Dynamic and Super-Personalized Media Ecosystem Driven by Generative AI: Unpredictable Plays Never Repeating The Same
Sungjun Ahn, Hyun-Jeong Yim, Youngwan Lee, Sung-Ik Park
TL;DR
The paper proposes a GenAI-driven media casting paradigm in which content is generated at receiver devices from semantic prompts delivered by prompt supply networks (PSN), reducing pixel-level data transmission and enabling super-personalized, non-repeating short-form content. It introduces a formal architectural framework consisting of prompt-driven media (PDM), a generative receive terminal (GRT), and a content generator (CG), along with single-source operations (O_S) and multi-source operations (O_M) that support dynamic, multi-provider content assembly. The work surveys advances in text-to-image, image-to-video, and text-to-video generation, motivates structured prompt design, and argues for a new semantic media protocol to replace legacy MPEG-7-like descriptions with richer, graph-based representations.

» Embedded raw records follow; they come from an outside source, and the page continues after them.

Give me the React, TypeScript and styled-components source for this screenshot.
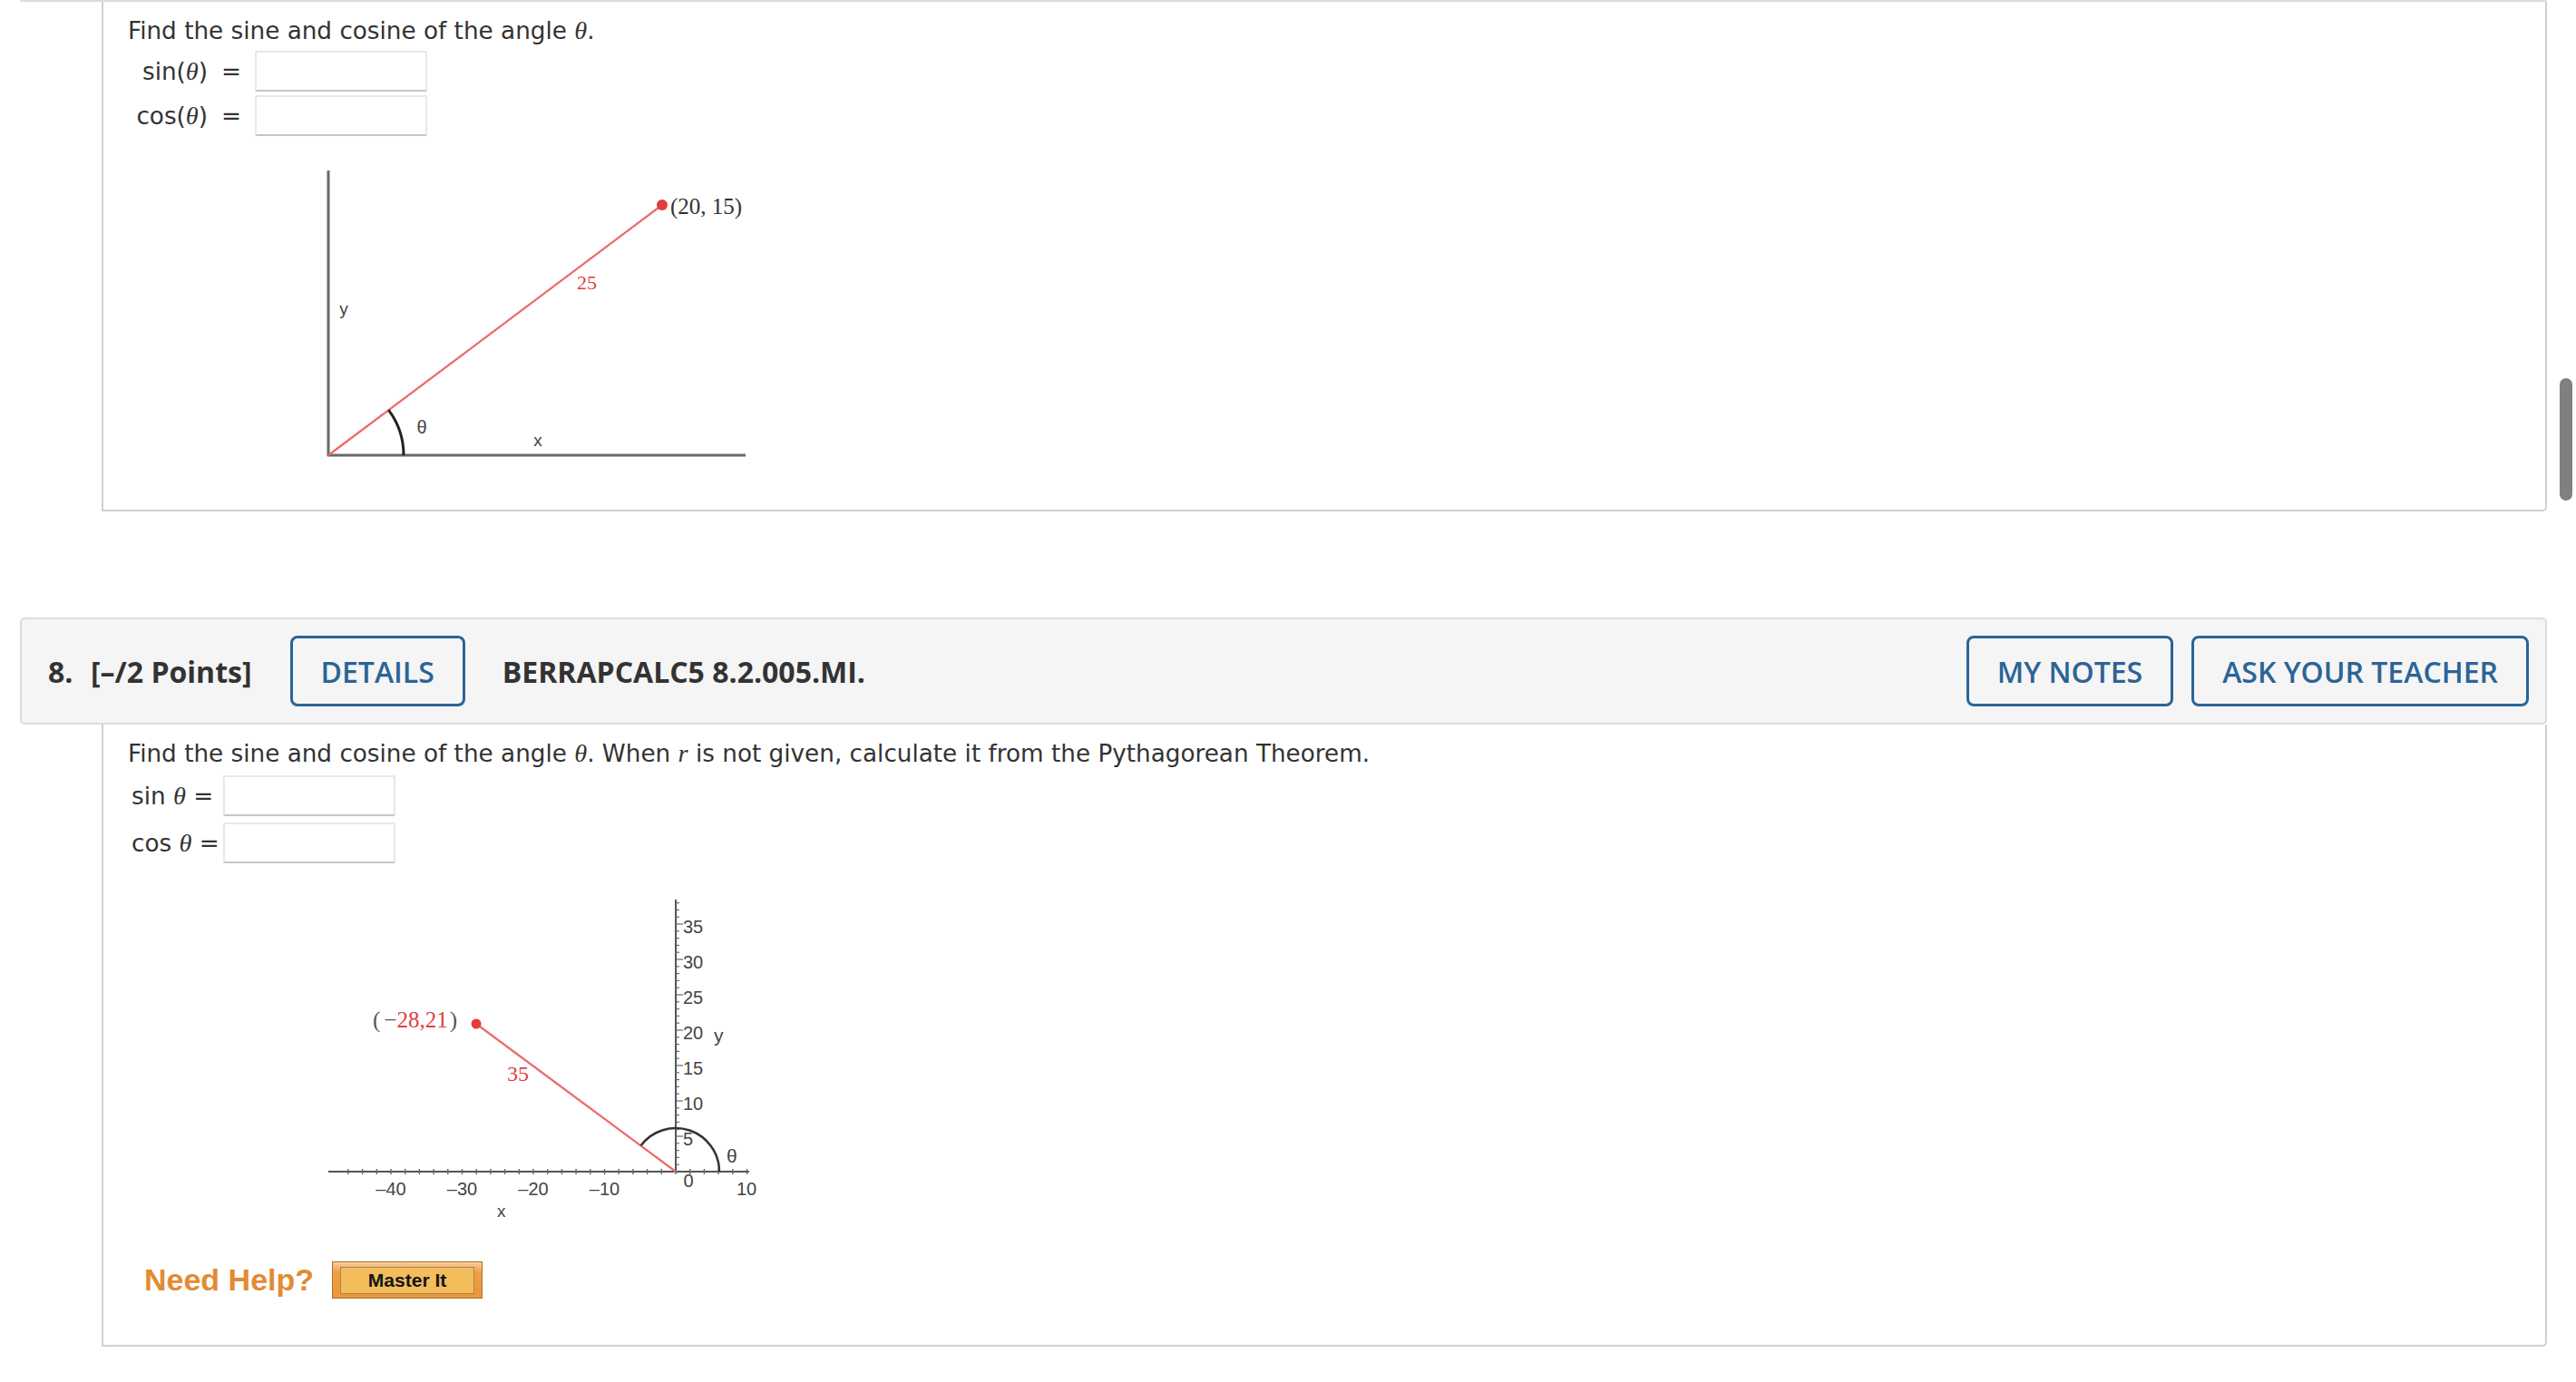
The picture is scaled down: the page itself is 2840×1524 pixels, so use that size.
import React from 'react'
import styled, { createGlobalStyle } from 'styled-components'

const GlobalStyle = createGlobalStyle`
  html, body {
    margin: 0;
    padding: 0;
    background: #fff;
  }
  body {
    width: 2840px;
    height: 1524px;
    overflow: hidden;
    font-family: "DejaVu Sans", Verdana, sans-serif;
    color: #333;
  }
`

const Page = styled.div`
  width: 2786px;
  padding-left: 22px;
`

// bottom edge of the previous question's header, cut off by the viewport
const HeaderTail = styled.div`
  height: 0;
  border: 2px solid #dcdcdc;
  border-top: none;
  border-radius: 0 0 5px 5px;
`

const QuestionHeader = styled.div`
  height: 114px;
  background: #f5f5f5;
  border: 2px solid #dcdcdc;
  border-radius: 5px;
  display: flex;
  align-items: center;
  padding: 0 18px 0 29px;
  font-family: "Open Sans", "Liberation Sans", sans-serif;
  color: #333;
`

const QNumber = styled.span`
  width: 47px;
  font-size: 32px;
  font-weight: 700;
`

const Points = styled.span`
  font-size: 32px;
  font-weight: 700;
  margin-right: 42px;
`

const Code = styled.span`
  font-size: 32px;
  font-weight: 700;
  margin-left: 41px;
`

const Spacer = styled.div`
  flex: 1;
`

const OutlineButton = styled.button`
  height: 78px;
  box-sizing: border-box;
  padding: 0 31px;
  background: transparent;
  border: 3px solid #2b6496;
  border-radius: 8px;
  color: #2b6496;
  font-family: "Open Sans", "Liberation Sans", sans-serif;
  font-size: 32px;
  font-weight: 600;
  & + & {
    margin-left: 20px;
  }
`

const QuestionBody = styled.div<{ $pt: number; $pb: number }>`
  margin-left: 90px;
  border: 2px solid #d0d0d0;
  border-top: none;
  border-radius: 0 0 5px 0;
  padding: ${p => p.$pt}px 27px ${p => p.$pb}px 27px;
`

const Gap = styled.div<{ $h: number }>`
  height: ${p => p.$h}px;
`

const Prompt = styled.div`
  font-size: 26.25px;
  line-height: 34px;
`

const MathVar = styled.i`
  font-family: "Liberation Serif", "Times New Roman", serif;
  font-style: italic;
  font-size: 1.08em;
  line-height: 1;
`

const AnswerGrid = styled.div<{ $cols: string; $mt: number; $gap: number }>`
  display: grid;
  grid-template-columns: ${p => p.$cols};
  row-gap: ${p => p.$gap}px;
  align-items: center;
  margin-top: ${p => p.$mt}px;
  font-size: 26.25px;
`

const Label = styled.span<{ $align: 'left' | 'right' }>`
  text-align: ${p => p.$align};
  padding-left: ${p => (p.$align === 'left' ? 4 : 0)}px;
  white-space: pre;
`

const Equals = styled.span`
  text-align: center;
`

const AnswerInput = styled.input`
  width: 190px;
  height: 45px;
  box-sizing: border-box;
  border: 2px solid #e8e8e8;
  border-bottom-color: #c6c6c6;
  border-radius: 2px;
  background: #fff;
`

const Figure = styled.svg<{ $mt: number; $ml: number }>`
  display: block;
  margin: ${p => p.$mt}px 0 0 ${p => p.$ml}px;
  overflow: visible;
`

const HelpRow = styled.div`
  display: flex;
  align-items: center;
  gap: 20px;
  margin: 37px 0 0 18px;
`

const NeedHelp = styled.span`
  font-family: "Liberation Sans", Arial, sans-serif;
  font-weight: 700;
  font-size: 34px;
  color: #e38b33;
`

const MasterIt = styled.button`
  width: 166px;
  height: 41px;
  box-sizing: border-box;
  padding: 5px 8px 4px;
  border: 1px solid #a8742f;
  background: linear-gradient(#f8cf9c 0%, #ef9f45 28%, #ec9637 100%);
  cursor: pointer;
`

const MasterInner = styled.span`
  display: flex;
  align-items: center;
  justify-content: center;
  height: 100%;
  box-sizing: border-box;
  border: 1px solid #a98358;
  background: #f3bd5c;
  font-family: "Liberation Sans", Arial, sans-serif;
  font-weight: 700;
  font-size: 21px;
  color: #151515;
`

const Scrollbar = styled.div`
  position: fixed;
  top: 417px;
  right: 4px;
  width: 14px;
  height: 135px;
  border-radius: 7px;
  background: #808080;
`

const sans = '"Liberation Sans", Arial, sans-serif'
const serif = '"Liberation Serif", "Times New Roman", serif'

const FirstGraph = () => (
  <Figure $mt={30} $ml={199} width={520} height={360} viewBox="340 180 520 360">
    <line x1={362} y1={188} x2={362} y2={503} stroke="#6a6a6a" strokeWidth={3} />
    <line x1={361} y1={502} x2={822} y2={502} stroke="#6a6a6a" strokeWidth={3} />
    <line x1={362} y1={502} x2={730} y2={226} stroke="#ec6a6a" strokeWidth={2.2} />
    <circle cx={730} cy={226} r={6} fill="#e23c3c" />
    <path d="M 445 502 A 83 83 0 0 0 428.4 452.2" stroke="#222" strokeWidth={3} fill="none" />
    <text x={739} y={236} fontFamily={serif} fontSize={25} fill="#333">(20, 15)</text>
    <text x={647} y={319} fontFamily={serif} fontSize={22} fill="#e04040" textAnchor="middle">25</text>
    <text x={379} y={347} fontFamily={sans} fontSize={19} fill="#444" textAnchor="middle">y</text>
    <text x={465} y={478} fontFamily={sans} fontSize={20} fill="#444" textAnchor="middle">θ</text>
    <text x={593} y={492} fontFamily={sans} fontSize={19} fill="#444" textAnchor="middle">x</text>
  </Figure>
)

const UNIT = 7.85
const OX = 745
const OY = 1293

const SecondGraph = () => {
  const xTicks = []
  for (let u = -46; u <= 10; u += 2) {
    const x = OX + u * UNIT
    xTicks.push(<line key={u} x1={x} y1={1290} x2={x} y2={1296} stroke="#666" strokeWidth={1.4} />)
  }
  const yTicks = []
  for (let u = 1; u <= 38; u++) {
    const y = OY - u * 7.8
    const major = u % 5 === 0
    yTicks.push(<line key={u} x1={OX} y1={y} x2={OX + (major ? 8 : 4)} y2={y} stroke="#666" strokeWidth={1.2} />)
  }
  const yLabels = [5, 10, 15, 20, 25, 30, 35]
  const xLabels = [-40, -30, -20, -10]

  return (
    <Figure $mt={22} $ml={199} width={540} height={380} viewBox="340 975 540 380">
      <line x1={362} y1={OY} x2={826} y2={OY} stroke="#555" strokeWidth={2} />
      <line x1={OX} y1={993} x2={OX} y2={OY + 1} stroke="#555" strokeWidth={2} />
      {xTicks}
      {yTicks}
      {yLabels.map(v => (
        <text key={v} x={753} y={OY - v * 7.8 + 10} fontFamily={sans} fontSize={20} fill="#444">
          {v}
        </text>
      ))}
      {xLabels.map(v => (
        <text key={v} x={OX + v * UNIT} y={1319} fontFamily={sans} fontSize={20} fill="#444" textAnchor="middle">
          {'–' + Math.abs(v)}
        </text>
      ))}
      <text x={759} y={1310} fontFamily={sans} fontSize={20} fill="#444" textAnchor="middle">0</text>
      <text x={823} y={1319} fontFamily={sans} fontSize={20} fill="#444" textAnchor="middle">10</text>
      <line x1={OX} y1={OY} x2={525} y2={1130} stroke="#ec6a6a" strokeWidth={2.2} />
      <circle cx={525} cy={1130} r={5.5} fill="#e23c3c" />
      <path d="M 793 1293 A 48 48 0 0 0 706.6 1264.2" stroke="#333" strokeWidth={2.5} fill="none" />
      <text x={411} y={1134} fontFamily={serif} fontSize={25} fill="#555">
        (<tspan dx={4}>−</tspan>
        <tspan fill="#e04040">28,21</tspan>
        <tspan dx={2}>)</tspan>
      </text>
      <text x={559} y={1193} fontFamily={serif} fontSize={24} fill="#e04040">35</text>
      <text x={787} y={1150} fontFamily={sans} fontSize={21} fill="#444">y</text>
      <text x={801} y={1283} fontFamily={sans} fontSize={21} fill="#444">θ</text>
      <text x={548} y={1343} fontFamily={sans} fontSize={19} fill="#444">x</text>
    </Figure>
  )
}

export default function App() {
  return (
    <>
      <GlobalStyle />
      <Page>
        <HeaderTail />
        <QuestionBody $pt={15} $pb={22}>
          <Prompt>
            Find the sine and cosine of the angle <MathVar>θ</MathVar>.
          </Prompt>
          <AnswerGrid $cols="88px 52px 190px" $mt={5} $gap={4}>
            <Label $align="right">
              sin(<MathVar>θ</MathVar>)
            </Label>
            <Equals>=</Equals>
            <AnswerInput />
            <Label $align="right">
              cos(<MathVar>θ</MathVar>)
            </Label>
            <Equals>=</Equals>
            <AnswerInput />
          </AnswerGrid>
          <FirstGraph />
        </QuestionBody>

        <Gap $h={117} />

        <QuestionHeader>
          <QNumber>8.</QNumber>
          <Points>[–/2 Points]</Points>
          <OutlineButton>DETAILS</OutlineButton>
          <Code>BERRAPCALC5 8.2.005.MI.</Code>
          <Spacer />
          <OutlineButton>MY NOTES</OutlineButton>
          <OutlineButton>ASK YOUR TEACHER</OutlineButton>
        </QuestionHeader>
        <QuestionBody $pt={15} $pb={51}>
          <Prompt>
            Find the sine and cosine of the angle <MathVar>θ</MathVar>. When <MathVar>r</MathVar> is not given,
            calculate it from the Pythagorean Theorem.
          </Prompt>
          <AnswerGrid $cols="105px 190px" $mt={7} $gap={7}>
            <Label $align="left">
              sin <MathVar>θ</MathVar> =
            </Label>
            <AnswerInput />
            <Label $align="left">
              cos <MathVar>θ</MathVar> =
            </Label>
            <AnswerInput />
          </AnswerGrid>
          <SecondGraph />
          <HelpRow>
            <NeedHelp>Need Help?</NeedHelp>
            <MasterIt>
              <MasterInner>Master It</MasterInner>
            </MasterIt>
          </HelpRow>
        </QuestionBody>
      </Page>
      <Scrollbar />
    </>
  )
}
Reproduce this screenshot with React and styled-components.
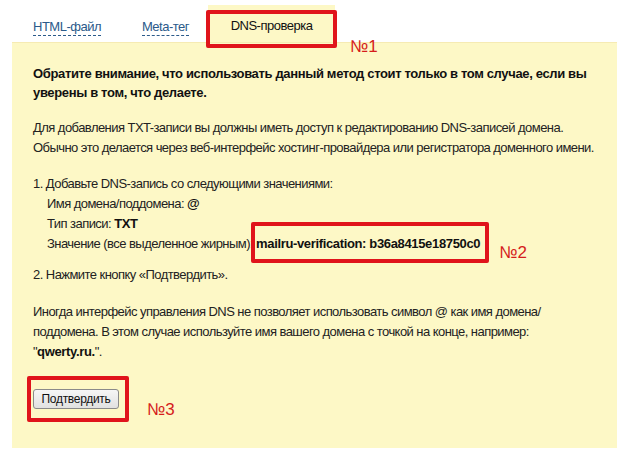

Use cases emphasize fatigue-free digital advertising and efficient delivery in constrained channels, while future directions discuss dynamic coordination across broadcast-broadband convergence and broader infrastructure applications, positioning GMC as a new supply-side model for GenAI-driven media.
Abstract
This paper introduces a media service model that exploits artificial intelligence (AI) video generators at the receive end. This proposal deviates from the traditional multimedia ecosystem, completely relying on in-house production, by shifting part of the content creation onto the receiver. We bring a semantic process into the framework, allowing the distribution network to provide service elements that prompt the content generator, rather than distributing encoded data of fully finished programs. The service elements include fine-tailored text descriptions, lightweight image data of some objects, or application programming interfaces, comprehensively referred to as semantic sources, and the user terminal translates the received semantic data into video frames. Empowered by the random nature of generative AI, the users could then experience super-personalized services accordingly. The proposed idea incorporates the situations in which the user receives different service providers' element packages; a sequence of packages over time, or multiple packages at the same time. Given promised in-context coherence and content integrity, the combinatory dynamics will amplify the service diversity, allowing the users to always chance upon new experiences. This work particularly aims at short-form videos and advertisements, which the users would easily feel fatigued by seeing the same frame sequence every time. In those use cases, the content provider's role will be recast as scripting semantic sources, transformed from a thorough producer. Overall, this work explores a new form of media ecosystem facilitated by receiver-embedded generative models, featuring both random content dynamics and enhanced delivery efficiency simultaneously.